■ What is being asked
Copy every line that holds "page".

..........

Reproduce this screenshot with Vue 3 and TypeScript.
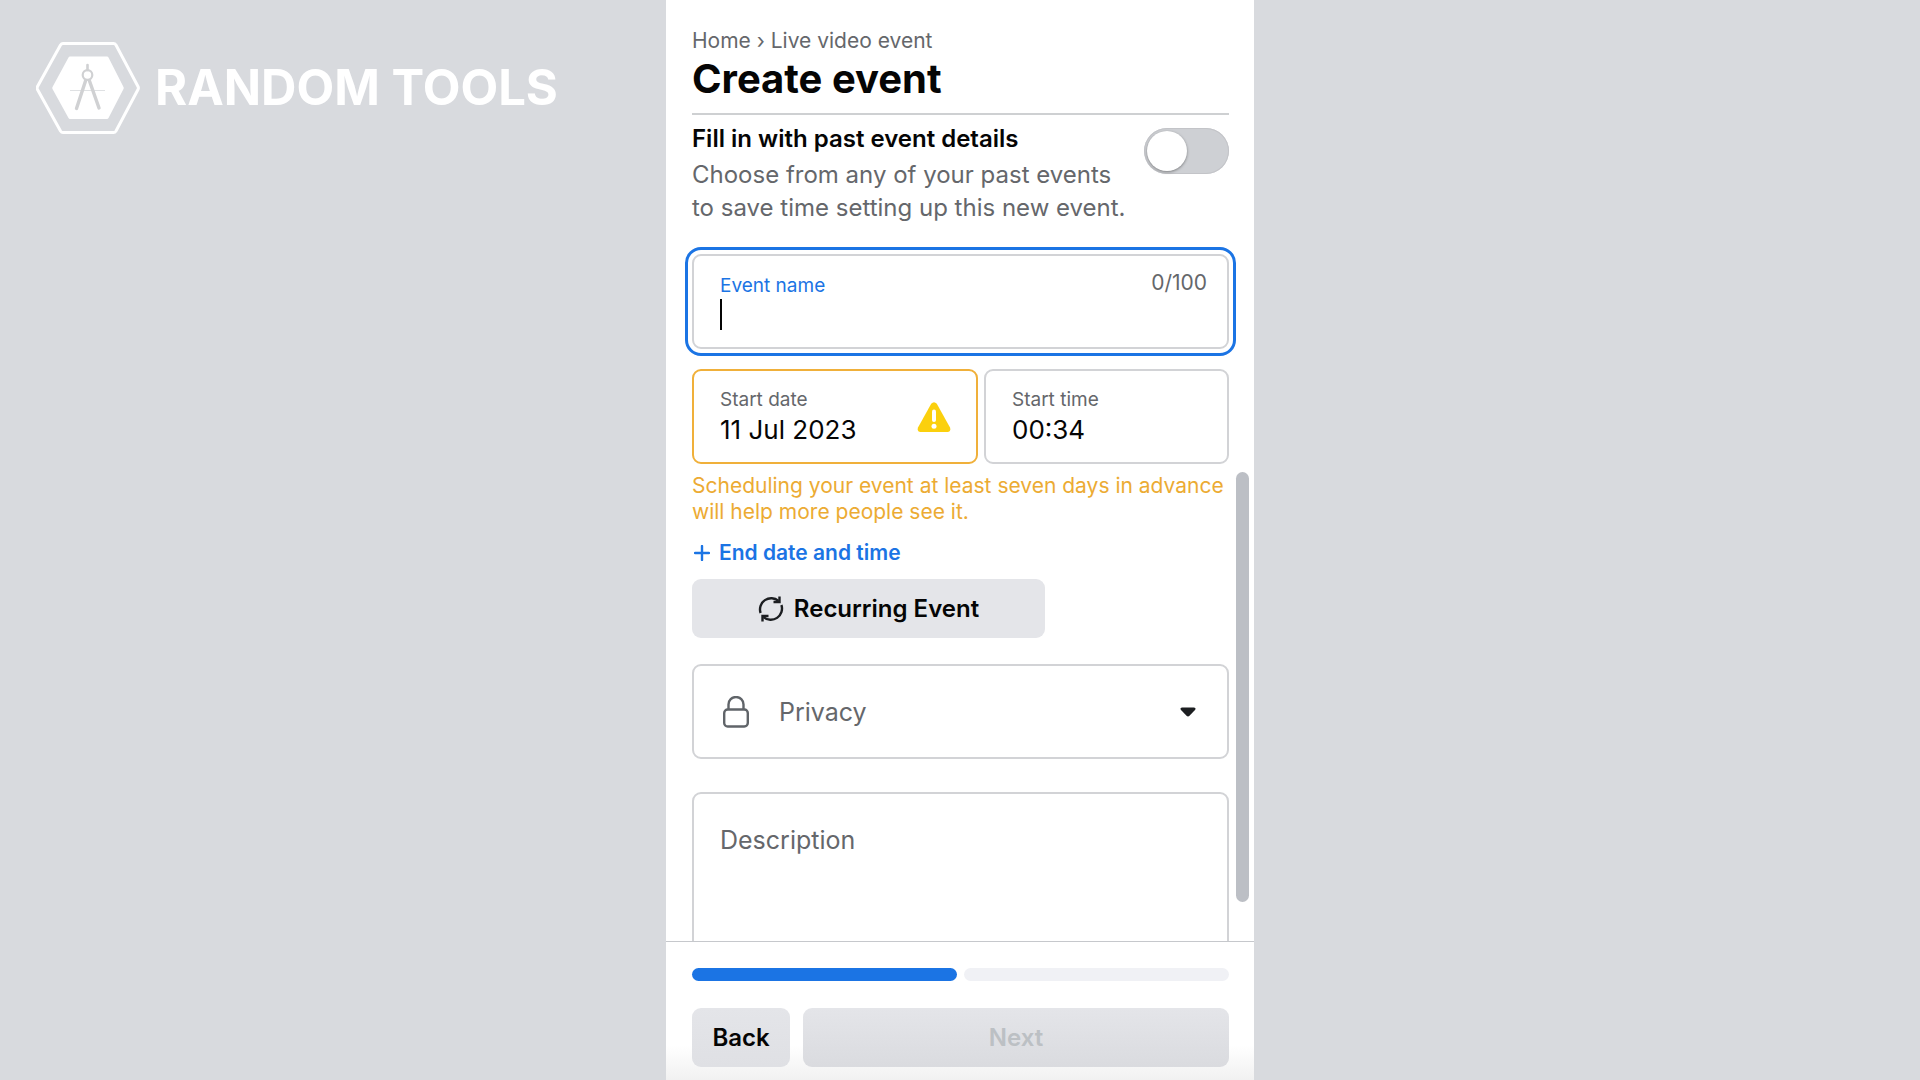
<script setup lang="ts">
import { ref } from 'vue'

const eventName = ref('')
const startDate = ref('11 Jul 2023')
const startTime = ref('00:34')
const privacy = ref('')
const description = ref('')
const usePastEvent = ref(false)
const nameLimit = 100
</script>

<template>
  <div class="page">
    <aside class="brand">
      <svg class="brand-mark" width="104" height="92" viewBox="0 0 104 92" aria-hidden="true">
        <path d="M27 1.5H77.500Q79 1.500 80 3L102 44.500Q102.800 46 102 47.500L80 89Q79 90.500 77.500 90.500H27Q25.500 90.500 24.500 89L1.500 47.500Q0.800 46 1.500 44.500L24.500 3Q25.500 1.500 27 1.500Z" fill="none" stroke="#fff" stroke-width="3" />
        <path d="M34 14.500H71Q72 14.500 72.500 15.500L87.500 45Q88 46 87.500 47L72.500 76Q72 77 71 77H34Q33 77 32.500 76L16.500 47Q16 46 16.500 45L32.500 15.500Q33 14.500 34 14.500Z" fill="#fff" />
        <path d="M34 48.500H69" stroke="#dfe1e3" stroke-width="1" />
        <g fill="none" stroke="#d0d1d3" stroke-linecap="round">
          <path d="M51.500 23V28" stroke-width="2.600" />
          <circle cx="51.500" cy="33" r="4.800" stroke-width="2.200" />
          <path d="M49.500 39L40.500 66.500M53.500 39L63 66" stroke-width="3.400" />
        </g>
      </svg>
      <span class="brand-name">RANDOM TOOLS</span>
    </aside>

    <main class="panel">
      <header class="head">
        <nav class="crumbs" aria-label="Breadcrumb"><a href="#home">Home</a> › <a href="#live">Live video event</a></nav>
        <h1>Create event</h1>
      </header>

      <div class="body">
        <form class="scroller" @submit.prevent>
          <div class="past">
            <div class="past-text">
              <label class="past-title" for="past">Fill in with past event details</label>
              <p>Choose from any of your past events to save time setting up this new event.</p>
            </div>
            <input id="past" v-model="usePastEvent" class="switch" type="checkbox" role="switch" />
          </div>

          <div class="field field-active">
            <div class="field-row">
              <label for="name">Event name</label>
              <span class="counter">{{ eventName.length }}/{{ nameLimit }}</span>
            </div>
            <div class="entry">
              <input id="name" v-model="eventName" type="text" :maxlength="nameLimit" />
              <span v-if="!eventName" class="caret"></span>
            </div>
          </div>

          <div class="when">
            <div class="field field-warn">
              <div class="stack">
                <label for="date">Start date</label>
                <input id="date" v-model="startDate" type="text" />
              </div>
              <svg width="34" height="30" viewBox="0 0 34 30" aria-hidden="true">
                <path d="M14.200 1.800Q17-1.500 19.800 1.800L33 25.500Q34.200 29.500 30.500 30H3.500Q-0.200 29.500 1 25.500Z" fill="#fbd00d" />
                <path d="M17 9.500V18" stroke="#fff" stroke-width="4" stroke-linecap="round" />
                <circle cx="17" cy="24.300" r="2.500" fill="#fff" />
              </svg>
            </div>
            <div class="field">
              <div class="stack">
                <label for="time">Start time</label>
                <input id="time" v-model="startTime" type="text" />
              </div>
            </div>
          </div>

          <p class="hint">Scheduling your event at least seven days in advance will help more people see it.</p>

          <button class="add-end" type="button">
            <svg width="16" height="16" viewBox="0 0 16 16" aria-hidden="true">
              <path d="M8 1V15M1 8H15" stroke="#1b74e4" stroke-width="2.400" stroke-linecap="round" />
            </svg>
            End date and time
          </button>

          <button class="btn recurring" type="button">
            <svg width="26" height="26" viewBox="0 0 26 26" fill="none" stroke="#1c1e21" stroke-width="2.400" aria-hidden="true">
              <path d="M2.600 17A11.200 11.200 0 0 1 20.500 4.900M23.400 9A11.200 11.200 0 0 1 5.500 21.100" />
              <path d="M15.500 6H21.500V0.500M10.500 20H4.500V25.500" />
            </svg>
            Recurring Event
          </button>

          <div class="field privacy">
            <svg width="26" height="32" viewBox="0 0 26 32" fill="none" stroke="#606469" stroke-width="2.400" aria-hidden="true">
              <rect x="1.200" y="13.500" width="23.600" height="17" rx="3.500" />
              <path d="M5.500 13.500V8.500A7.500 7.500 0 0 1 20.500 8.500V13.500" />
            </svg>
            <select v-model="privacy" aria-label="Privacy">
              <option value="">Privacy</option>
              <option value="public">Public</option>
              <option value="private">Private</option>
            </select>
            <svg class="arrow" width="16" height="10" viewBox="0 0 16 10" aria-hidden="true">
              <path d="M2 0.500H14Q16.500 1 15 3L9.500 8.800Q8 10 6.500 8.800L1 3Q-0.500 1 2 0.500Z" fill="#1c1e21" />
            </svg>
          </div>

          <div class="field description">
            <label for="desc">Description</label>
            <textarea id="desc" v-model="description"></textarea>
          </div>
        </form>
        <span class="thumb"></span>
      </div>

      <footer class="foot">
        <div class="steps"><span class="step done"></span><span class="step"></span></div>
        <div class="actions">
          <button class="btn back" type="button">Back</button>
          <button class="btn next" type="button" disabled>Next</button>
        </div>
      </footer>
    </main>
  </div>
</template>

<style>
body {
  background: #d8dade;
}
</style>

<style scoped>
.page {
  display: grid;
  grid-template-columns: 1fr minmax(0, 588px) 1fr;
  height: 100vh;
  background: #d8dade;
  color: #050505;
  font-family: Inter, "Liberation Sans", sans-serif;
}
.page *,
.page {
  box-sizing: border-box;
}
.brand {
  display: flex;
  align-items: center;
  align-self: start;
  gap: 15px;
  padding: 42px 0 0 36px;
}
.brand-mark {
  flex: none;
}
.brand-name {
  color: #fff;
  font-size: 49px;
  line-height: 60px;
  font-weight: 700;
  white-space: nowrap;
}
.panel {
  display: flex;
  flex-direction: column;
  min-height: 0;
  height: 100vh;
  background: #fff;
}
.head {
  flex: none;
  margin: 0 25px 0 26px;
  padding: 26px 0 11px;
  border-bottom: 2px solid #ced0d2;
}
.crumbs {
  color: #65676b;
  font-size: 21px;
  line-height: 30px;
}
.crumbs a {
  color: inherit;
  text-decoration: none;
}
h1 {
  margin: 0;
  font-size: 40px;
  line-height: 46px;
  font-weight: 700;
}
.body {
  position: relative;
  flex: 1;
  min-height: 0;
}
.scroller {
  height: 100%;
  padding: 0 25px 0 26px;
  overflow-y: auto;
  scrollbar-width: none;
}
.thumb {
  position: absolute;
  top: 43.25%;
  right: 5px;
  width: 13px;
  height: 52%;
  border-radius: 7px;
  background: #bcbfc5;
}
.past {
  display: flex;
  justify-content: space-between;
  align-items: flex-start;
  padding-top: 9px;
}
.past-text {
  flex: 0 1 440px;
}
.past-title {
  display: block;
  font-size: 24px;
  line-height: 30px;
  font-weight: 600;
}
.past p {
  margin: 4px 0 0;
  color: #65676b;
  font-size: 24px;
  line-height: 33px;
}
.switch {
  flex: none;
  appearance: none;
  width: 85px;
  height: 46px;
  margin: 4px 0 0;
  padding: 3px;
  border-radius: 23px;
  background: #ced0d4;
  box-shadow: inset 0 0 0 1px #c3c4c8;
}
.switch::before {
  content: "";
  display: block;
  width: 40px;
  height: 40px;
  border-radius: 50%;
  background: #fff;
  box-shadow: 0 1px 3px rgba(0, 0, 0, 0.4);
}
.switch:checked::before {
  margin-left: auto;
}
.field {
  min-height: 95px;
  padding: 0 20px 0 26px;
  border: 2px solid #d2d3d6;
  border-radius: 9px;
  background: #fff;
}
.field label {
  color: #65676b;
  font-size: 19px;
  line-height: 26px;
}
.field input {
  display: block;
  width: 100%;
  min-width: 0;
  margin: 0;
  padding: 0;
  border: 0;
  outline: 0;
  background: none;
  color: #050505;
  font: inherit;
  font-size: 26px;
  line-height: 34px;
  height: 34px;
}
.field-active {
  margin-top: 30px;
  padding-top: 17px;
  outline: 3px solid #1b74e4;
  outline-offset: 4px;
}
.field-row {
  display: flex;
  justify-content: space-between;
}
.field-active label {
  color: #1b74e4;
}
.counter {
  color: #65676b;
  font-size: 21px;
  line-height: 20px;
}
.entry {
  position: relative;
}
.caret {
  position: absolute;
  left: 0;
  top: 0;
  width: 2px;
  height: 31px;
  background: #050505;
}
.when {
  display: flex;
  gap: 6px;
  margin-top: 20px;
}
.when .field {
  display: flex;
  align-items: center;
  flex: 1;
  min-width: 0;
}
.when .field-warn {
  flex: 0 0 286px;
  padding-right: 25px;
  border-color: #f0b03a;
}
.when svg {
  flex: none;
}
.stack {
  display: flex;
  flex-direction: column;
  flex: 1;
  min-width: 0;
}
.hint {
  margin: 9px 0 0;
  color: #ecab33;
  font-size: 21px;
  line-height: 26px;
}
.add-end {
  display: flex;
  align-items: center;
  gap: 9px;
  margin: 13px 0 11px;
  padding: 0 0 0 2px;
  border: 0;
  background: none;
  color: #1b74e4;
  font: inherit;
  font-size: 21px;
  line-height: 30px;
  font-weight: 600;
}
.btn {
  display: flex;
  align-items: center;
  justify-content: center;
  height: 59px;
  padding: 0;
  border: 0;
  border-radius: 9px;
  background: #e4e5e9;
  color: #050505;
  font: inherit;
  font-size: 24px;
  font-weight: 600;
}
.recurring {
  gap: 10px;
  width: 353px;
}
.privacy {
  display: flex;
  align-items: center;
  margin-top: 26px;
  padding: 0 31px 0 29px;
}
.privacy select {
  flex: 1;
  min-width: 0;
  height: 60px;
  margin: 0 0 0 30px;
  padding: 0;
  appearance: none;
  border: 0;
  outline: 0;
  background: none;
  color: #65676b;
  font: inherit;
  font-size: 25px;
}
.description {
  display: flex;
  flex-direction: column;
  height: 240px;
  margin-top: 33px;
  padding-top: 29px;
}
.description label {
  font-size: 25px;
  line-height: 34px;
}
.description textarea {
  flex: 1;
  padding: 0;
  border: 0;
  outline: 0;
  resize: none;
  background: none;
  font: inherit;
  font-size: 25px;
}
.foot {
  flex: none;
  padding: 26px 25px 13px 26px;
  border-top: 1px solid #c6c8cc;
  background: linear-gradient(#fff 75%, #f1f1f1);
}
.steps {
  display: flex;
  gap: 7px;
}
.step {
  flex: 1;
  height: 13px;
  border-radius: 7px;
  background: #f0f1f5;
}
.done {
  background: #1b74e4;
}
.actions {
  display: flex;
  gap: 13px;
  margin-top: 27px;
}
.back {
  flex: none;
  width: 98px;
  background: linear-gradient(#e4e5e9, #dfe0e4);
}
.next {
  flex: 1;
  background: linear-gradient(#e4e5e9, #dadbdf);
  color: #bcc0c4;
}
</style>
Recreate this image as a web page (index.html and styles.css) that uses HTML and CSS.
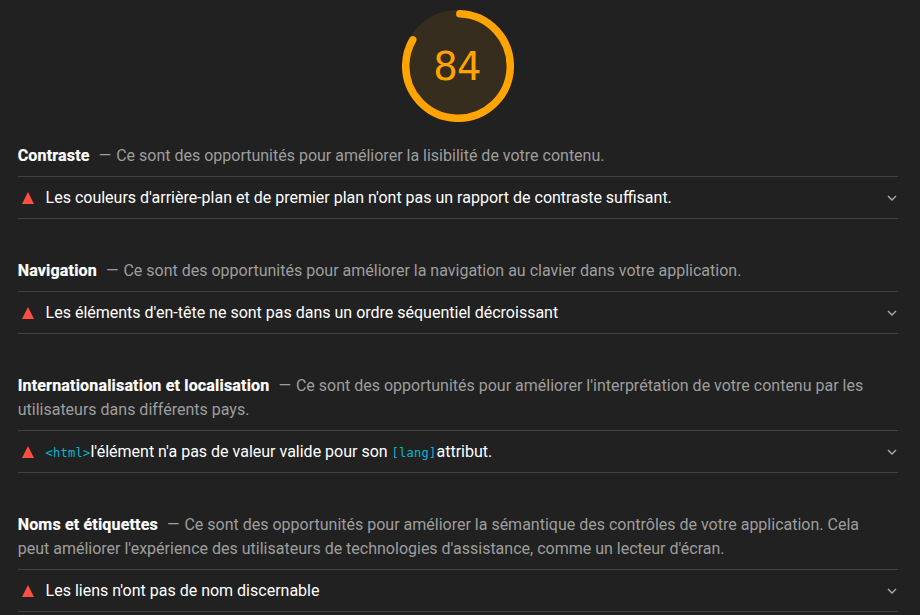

..........

■ Written response
  <div class="page">
.page {
.page *,
.page {
Recreate this image as a web page (index.html and styles.css) that uses HTML and CSS.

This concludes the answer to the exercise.